▶ _Task_
Each line that holds the word "this" counts once. Give the total number of such lines and nothing else.

********************

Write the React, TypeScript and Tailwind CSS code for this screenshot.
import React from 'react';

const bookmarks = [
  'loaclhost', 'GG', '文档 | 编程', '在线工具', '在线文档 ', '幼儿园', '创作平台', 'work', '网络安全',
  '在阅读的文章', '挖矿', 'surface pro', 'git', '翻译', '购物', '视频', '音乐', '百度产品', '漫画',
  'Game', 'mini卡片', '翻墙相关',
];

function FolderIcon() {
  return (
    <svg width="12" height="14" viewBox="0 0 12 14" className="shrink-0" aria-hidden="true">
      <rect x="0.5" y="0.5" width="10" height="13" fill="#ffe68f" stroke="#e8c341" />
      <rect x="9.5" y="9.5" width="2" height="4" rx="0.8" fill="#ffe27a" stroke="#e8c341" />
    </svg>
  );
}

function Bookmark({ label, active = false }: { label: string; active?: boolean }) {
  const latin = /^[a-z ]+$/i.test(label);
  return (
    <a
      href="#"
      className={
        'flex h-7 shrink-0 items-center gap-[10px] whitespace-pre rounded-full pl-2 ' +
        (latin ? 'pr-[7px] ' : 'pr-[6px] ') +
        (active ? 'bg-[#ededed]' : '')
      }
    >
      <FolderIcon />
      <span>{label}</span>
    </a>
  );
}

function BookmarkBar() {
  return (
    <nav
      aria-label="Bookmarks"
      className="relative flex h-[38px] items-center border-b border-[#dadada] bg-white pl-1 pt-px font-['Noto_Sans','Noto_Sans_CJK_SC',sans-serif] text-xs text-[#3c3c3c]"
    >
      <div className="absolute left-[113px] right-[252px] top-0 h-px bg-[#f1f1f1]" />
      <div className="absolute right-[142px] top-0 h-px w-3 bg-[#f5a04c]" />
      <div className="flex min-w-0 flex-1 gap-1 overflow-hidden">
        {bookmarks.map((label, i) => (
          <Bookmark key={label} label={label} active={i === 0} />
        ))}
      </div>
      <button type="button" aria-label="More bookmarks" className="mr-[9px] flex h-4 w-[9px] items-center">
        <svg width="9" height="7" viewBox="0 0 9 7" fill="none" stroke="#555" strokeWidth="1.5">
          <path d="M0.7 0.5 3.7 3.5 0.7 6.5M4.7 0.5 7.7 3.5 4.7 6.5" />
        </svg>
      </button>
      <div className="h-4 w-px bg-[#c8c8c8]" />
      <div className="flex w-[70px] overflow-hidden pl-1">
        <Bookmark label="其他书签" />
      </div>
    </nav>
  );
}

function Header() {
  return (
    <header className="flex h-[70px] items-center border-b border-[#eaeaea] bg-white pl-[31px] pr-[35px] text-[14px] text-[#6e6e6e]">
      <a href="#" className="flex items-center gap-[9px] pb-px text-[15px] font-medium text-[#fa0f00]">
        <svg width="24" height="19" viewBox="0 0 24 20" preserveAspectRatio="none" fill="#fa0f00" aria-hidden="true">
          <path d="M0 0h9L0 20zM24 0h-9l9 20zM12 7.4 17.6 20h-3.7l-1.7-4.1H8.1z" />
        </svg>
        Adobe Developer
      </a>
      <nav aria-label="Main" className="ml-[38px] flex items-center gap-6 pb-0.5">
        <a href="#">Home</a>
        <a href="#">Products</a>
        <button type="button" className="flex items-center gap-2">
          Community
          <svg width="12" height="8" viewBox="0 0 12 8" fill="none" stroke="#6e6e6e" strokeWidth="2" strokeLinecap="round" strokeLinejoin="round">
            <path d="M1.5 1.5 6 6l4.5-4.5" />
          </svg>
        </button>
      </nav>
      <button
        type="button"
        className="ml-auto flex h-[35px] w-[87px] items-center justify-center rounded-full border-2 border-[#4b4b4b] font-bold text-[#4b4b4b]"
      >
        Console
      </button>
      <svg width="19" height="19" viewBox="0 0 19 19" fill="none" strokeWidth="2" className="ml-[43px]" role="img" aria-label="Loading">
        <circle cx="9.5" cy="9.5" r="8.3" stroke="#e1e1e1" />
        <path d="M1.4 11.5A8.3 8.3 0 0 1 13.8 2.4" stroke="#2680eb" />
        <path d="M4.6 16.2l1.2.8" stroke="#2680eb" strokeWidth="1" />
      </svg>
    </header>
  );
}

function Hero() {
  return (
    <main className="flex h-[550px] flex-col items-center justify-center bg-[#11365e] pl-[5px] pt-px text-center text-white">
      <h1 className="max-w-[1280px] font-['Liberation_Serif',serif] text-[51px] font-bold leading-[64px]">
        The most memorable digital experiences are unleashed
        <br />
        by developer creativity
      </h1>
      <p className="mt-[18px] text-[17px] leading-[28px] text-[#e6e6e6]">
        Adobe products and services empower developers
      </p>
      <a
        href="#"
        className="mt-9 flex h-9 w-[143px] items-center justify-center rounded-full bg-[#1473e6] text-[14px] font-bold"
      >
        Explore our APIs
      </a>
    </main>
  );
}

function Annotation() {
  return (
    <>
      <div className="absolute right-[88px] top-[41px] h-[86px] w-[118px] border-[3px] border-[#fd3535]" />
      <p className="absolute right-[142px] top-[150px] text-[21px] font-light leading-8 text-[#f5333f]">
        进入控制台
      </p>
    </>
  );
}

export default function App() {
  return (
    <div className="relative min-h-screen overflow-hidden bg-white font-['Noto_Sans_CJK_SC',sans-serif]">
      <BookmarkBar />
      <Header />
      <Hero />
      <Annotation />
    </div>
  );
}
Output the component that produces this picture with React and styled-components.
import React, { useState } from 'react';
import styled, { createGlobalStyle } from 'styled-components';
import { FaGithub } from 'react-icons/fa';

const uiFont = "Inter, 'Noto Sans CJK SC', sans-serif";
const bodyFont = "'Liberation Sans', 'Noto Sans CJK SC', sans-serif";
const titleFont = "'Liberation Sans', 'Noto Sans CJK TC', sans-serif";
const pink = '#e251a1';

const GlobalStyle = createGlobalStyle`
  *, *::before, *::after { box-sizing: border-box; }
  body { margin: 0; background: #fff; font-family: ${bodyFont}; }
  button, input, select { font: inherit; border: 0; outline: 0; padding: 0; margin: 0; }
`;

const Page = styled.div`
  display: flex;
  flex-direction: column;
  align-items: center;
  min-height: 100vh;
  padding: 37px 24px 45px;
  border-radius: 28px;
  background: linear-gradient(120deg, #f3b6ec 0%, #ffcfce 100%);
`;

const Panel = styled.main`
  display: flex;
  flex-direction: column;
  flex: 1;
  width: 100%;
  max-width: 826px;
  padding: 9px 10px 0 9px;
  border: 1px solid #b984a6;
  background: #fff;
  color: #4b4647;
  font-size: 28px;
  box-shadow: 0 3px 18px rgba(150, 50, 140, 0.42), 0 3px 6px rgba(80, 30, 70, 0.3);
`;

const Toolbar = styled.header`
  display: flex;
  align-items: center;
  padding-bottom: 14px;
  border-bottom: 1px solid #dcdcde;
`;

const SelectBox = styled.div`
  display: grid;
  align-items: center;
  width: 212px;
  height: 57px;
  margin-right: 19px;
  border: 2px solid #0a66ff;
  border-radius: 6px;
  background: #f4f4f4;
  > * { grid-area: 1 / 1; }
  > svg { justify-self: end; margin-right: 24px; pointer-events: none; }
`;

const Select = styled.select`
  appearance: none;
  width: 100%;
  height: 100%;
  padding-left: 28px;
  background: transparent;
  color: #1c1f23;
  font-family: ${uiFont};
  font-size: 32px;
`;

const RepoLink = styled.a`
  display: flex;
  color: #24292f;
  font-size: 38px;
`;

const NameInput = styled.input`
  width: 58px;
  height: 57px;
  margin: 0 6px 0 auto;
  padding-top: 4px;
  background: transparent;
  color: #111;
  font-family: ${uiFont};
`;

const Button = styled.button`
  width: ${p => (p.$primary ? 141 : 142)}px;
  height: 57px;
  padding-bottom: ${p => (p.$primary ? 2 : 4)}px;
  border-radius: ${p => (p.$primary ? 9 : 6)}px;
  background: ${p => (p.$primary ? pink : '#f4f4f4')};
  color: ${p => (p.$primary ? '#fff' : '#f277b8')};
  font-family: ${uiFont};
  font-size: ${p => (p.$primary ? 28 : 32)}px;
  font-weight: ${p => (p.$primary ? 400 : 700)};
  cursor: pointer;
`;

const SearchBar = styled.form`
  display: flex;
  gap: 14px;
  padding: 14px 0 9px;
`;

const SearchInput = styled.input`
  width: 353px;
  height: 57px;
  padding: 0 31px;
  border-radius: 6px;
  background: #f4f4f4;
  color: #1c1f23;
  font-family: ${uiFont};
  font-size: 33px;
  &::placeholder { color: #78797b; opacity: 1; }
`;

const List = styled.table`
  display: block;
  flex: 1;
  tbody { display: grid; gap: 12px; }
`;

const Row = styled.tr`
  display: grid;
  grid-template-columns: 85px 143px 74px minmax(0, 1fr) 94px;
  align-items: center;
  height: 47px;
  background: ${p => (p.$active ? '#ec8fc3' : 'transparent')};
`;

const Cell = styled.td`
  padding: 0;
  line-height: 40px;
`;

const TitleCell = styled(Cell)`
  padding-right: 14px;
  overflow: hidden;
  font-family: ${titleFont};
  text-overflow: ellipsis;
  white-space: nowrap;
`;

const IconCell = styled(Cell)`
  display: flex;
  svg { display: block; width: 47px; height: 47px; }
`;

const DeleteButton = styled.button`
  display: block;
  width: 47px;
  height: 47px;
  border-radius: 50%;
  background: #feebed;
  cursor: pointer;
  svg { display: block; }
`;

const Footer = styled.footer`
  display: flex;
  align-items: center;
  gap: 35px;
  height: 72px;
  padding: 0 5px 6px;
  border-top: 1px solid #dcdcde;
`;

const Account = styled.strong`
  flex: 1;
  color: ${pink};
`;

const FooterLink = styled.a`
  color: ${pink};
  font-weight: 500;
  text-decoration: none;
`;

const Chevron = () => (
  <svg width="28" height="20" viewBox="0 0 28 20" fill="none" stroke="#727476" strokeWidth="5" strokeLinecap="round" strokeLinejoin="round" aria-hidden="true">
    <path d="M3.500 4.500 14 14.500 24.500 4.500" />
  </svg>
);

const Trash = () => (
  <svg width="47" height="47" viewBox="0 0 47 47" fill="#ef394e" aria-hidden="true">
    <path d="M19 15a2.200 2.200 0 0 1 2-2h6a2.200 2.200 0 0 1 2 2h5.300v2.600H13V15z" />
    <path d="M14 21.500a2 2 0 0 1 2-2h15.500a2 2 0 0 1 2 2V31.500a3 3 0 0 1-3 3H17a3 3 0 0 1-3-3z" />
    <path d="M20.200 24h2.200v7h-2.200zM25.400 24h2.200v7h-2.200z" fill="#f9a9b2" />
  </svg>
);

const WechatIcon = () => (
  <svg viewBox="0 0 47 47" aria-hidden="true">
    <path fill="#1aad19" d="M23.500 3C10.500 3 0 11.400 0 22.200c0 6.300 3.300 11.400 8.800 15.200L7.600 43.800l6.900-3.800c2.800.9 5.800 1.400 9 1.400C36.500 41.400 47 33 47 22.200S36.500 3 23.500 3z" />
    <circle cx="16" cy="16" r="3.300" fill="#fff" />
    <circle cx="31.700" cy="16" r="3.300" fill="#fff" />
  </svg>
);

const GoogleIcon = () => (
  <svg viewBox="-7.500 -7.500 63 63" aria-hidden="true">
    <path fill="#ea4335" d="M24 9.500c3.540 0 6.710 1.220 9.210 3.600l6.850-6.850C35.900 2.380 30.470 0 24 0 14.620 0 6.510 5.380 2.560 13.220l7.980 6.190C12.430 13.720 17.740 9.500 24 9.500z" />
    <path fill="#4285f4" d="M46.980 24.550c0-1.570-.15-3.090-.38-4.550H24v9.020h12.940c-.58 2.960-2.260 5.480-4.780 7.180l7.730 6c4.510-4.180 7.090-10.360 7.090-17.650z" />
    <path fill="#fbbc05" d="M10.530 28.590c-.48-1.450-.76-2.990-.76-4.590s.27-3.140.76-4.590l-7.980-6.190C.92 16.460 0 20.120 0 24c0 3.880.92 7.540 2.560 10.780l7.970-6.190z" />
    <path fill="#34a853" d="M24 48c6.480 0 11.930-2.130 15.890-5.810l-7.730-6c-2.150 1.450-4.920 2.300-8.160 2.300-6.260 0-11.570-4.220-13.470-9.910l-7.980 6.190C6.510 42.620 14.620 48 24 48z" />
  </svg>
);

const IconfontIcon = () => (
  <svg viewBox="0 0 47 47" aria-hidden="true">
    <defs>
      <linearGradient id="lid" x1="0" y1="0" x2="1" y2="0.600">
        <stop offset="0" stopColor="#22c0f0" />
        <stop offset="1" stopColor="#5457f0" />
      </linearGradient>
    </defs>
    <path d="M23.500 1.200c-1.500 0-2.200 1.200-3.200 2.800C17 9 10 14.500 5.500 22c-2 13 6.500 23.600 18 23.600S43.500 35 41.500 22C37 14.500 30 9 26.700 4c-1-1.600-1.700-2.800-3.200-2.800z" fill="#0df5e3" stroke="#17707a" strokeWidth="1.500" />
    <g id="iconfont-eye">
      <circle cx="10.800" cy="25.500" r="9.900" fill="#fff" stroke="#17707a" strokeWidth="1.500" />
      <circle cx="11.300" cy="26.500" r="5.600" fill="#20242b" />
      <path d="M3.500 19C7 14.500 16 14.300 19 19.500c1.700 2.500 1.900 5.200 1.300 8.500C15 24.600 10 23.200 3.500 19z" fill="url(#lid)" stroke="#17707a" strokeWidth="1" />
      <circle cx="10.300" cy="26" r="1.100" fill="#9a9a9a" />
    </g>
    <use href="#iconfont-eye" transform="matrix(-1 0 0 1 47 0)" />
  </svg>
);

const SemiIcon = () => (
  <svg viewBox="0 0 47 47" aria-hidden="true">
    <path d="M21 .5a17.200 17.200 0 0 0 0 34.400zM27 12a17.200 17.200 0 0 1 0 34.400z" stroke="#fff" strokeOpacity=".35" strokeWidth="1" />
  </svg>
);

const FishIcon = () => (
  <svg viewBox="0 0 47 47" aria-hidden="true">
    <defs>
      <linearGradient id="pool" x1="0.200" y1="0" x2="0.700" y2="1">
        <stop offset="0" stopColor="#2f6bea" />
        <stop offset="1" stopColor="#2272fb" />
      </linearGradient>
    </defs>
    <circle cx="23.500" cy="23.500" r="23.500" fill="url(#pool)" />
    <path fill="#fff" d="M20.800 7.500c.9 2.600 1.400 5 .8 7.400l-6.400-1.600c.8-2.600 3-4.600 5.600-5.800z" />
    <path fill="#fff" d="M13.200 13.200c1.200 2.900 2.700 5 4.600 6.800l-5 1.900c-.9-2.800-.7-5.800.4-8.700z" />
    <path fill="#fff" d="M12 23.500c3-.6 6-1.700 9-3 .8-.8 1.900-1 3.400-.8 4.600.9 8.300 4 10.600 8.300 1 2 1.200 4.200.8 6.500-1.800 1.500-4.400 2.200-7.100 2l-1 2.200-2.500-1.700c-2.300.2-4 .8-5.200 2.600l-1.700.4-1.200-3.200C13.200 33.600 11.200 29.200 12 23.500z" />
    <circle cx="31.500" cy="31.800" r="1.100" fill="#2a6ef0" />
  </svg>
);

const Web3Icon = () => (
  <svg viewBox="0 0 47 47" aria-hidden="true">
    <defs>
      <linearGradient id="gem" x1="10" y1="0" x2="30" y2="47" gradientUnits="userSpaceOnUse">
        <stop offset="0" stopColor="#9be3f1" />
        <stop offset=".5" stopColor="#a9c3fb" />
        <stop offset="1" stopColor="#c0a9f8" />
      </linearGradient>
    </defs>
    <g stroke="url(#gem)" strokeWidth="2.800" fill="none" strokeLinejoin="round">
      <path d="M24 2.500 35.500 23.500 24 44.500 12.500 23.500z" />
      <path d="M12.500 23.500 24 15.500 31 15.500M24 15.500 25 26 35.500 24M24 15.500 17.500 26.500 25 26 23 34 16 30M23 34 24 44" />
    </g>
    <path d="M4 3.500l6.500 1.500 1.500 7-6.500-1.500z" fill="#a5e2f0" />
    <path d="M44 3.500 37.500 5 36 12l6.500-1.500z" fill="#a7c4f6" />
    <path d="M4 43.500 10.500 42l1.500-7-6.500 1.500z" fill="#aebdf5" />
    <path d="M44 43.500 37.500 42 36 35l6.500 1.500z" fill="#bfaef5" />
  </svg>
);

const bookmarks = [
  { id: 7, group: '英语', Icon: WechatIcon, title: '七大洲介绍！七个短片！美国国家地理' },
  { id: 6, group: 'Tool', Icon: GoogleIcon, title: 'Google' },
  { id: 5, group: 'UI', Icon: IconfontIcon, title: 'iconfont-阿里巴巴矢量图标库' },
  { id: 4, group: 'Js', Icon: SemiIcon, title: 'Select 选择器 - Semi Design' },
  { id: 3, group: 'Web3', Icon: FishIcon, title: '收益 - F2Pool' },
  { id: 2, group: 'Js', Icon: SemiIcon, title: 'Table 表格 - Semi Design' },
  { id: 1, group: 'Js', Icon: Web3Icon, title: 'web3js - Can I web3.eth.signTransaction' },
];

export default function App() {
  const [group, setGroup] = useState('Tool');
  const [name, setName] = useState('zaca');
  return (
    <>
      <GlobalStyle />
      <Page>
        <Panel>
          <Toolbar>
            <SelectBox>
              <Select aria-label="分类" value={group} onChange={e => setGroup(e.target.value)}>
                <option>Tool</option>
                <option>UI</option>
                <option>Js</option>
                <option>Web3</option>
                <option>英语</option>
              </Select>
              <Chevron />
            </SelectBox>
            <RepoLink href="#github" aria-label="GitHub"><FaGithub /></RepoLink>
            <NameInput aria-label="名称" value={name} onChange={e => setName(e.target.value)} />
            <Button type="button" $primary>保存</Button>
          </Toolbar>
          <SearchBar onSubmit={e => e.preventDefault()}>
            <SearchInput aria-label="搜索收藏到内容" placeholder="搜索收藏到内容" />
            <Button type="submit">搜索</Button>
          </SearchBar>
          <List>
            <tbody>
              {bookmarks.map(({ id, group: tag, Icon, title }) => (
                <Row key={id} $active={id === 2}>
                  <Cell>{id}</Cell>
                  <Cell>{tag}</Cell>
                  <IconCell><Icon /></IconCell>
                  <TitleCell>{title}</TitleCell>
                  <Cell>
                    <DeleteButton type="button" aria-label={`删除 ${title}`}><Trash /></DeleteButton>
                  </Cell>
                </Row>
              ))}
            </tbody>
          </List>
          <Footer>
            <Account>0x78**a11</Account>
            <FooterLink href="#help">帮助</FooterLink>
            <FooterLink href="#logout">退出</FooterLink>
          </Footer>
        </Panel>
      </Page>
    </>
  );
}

********************

▶ _Answer for the task_
2